# MATERIAL PROVIDED start

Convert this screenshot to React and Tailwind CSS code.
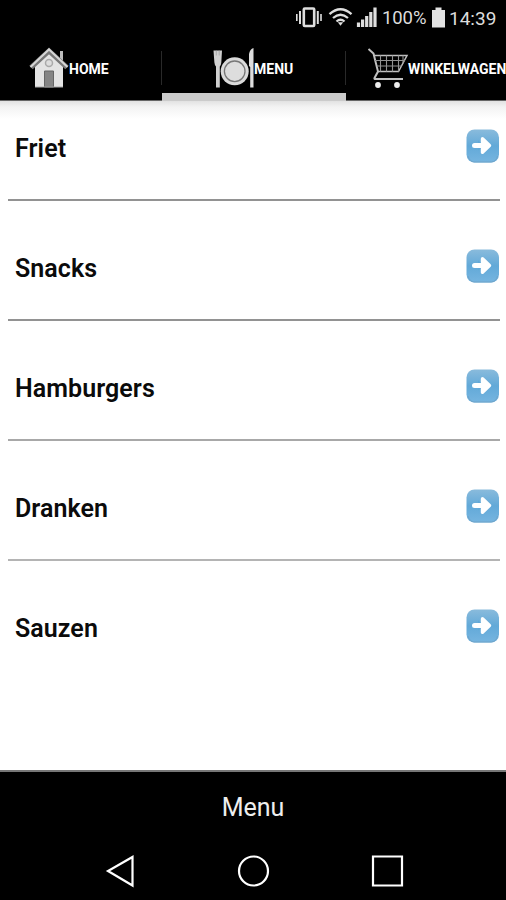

# MATERIAL PROVIDED end
# MATERIAL PROVIDED start

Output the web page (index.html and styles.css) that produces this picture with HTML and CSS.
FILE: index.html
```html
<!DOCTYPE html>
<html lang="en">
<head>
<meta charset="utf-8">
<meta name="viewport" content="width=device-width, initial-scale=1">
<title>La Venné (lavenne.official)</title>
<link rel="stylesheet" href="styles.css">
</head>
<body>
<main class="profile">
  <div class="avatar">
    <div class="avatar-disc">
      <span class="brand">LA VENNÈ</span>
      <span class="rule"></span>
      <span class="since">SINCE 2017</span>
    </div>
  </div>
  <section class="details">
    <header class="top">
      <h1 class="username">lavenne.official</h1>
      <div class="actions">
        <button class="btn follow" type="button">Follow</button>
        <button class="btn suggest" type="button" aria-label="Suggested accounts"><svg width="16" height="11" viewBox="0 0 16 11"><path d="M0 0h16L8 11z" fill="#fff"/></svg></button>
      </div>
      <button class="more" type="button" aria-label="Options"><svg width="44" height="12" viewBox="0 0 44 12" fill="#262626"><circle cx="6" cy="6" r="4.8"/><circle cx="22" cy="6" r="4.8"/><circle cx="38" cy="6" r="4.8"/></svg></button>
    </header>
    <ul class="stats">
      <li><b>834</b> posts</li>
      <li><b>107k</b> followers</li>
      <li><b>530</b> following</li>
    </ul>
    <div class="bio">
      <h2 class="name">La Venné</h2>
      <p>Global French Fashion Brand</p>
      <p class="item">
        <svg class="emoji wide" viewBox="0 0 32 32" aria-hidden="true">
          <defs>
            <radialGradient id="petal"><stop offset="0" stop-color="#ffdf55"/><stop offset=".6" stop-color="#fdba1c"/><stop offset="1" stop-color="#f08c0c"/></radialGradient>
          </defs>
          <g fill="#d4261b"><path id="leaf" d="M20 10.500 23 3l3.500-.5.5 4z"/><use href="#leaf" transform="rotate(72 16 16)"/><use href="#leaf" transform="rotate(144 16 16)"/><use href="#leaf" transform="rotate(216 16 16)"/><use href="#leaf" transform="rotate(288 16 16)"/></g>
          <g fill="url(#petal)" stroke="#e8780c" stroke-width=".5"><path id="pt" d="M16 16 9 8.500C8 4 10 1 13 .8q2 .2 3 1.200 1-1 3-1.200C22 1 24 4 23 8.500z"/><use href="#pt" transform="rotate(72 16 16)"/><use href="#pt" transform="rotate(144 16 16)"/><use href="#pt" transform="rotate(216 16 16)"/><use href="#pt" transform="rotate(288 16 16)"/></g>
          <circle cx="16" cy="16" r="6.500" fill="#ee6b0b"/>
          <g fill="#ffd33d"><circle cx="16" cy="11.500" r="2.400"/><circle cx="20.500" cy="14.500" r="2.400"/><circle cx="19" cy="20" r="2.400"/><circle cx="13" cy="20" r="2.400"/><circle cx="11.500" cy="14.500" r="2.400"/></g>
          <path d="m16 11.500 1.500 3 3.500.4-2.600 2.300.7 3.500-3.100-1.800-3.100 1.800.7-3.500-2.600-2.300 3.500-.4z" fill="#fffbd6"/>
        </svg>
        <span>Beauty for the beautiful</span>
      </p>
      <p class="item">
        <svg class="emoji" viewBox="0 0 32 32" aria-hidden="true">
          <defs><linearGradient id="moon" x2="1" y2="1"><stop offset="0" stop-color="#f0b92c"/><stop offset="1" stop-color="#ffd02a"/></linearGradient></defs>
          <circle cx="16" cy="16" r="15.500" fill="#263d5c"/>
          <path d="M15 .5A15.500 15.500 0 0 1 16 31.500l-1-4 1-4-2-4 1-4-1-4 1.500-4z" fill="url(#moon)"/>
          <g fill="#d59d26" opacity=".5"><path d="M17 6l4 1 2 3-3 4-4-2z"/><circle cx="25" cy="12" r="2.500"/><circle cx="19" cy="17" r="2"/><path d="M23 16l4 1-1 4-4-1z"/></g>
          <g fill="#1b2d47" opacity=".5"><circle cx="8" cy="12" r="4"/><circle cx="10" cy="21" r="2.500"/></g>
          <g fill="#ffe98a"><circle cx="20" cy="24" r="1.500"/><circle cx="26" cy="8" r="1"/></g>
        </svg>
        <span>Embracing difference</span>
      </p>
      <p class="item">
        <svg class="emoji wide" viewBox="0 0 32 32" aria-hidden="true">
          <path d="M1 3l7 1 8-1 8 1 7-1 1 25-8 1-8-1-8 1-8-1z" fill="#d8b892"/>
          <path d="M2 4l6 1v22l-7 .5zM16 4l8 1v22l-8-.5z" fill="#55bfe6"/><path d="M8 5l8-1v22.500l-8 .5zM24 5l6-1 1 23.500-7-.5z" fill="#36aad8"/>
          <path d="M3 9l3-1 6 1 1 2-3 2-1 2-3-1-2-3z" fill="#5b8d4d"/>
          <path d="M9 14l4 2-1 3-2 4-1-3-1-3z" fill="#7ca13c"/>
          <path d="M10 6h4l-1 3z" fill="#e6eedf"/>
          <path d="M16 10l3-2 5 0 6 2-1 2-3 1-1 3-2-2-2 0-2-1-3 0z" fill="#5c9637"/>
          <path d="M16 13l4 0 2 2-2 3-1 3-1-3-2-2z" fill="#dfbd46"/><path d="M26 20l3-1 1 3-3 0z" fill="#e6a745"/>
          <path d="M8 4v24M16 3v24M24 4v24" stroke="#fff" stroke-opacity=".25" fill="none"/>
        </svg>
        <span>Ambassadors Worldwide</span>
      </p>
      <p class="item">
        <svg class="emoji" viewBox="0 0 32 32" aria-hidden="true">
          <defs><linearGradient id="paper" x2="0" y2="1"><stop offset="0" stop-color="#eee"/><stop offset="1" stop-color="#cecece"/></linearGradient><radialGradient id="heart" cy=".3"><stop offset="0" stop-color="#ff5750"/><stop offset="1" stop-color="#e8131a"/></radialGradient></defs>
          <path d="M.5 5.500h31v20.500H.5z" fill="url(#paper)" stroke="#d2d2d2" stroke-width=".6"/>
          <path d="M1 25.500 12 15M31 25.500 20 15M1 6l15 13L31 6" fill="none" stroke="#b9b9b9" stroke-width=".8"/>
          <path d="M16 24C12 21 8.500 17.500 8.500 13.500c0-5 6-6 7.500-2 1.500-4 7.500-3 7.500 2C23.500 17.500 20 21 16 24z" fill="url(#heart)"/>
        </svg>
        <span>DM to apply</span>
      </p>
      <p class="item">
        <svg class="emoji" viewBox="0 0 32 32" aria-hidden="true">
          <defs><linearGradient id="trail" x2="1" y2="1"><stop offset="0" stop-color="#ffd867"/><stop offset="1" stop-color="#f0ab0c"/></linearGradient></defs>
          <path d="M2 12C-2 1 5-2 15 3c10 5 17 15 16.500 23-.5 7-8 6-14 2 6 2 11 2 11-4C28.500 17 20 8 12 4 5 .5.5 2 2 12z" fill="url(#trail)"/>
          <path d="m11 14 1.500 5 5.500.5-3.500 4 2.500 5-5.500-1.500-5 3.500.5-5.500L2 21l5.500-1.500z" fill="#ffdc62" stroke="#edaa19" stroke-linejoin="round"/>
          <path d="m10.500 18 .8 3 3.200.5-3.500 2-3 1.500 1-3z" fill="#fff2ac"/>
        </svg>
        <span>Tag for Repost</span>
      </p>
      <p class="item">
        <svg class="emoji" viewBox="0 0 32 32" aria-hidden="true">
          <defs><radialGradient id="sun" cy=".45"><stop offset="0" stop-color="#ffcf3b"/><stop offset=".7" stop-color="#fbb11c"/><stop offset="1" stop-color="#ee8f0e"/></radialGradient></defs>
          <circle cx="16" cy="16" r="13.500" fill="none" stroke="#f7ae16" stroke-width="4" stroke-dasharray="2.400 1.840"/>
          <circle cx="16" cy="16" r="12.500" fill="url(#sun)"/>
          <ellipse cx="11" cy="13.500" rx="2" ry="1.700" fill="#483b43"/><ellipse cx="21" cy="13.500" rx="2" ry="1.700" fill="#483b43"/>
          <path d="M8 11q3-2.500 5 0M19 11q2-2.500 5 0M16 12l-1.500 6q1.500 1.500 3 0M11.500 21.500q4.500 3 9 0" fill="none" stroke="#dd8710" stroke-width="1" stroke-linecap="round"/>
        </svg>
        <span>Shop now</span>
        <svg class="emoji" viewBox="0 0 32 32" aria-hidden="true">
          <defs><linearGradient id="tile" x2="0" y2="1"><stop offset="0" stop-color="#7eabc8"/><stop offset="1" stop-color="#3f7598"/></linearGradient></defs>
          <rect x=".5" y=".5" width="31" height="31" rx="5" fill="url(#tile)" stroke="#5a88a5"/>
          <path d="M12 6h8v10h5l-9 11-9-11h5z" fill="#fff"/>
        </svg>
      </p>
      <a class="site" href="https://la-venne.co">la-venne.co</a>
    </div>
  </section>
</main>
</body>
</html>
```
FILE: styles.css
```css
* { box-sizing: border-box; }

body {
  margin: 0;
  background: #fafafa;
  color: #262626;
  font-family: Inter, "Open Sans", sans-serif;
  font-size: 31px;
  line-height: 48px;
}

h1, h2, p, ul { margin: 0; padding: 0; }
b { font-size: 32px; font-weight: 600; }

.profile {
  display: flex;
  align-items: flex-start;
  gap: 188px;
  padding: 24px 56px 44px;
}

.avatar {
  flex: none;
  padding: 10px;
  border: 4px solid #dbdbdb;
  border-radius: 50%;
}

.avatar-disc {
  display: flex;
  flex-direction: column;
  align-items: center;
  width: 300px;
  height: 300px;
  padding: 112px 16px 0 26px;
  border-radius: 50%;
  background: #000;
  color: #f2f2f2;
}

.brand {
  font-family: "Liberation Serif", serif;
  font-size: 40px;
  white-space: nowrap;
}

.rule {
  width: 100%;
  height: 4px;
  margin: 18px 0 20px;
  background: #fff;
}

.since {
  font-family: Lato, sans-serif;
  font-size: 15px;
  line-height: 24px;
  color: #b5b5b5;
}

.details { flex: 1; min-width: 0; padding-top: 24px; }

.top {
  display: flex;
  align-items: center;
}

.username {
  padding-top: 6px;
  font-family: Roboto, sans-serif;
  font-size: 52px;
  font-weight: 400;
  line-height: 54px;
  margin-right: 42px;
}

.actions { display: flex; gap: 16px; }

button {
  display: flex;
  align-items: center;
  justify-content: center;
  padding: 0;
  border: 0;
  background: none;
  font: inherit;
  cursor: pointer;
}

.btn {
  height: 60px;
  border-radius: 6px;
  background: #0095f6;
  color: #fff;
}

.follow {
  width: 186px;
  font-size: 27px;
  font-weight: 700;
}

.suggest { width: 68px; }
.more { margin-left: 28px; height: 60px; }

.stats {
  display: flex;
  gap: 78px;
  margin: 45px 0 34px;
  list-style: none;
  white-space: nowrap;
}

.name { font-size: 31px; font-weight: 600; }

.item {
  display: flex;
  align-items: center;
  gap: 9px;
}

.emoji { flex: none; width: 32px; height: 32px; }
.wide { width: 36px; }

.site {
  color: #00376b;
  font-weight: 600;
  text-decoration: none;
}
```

# MATERIAL PROVIDED end

Report how many lines of the listing above include the word "index". Say nothing but the number.

> **ANSWER TO THIS TASK**:
2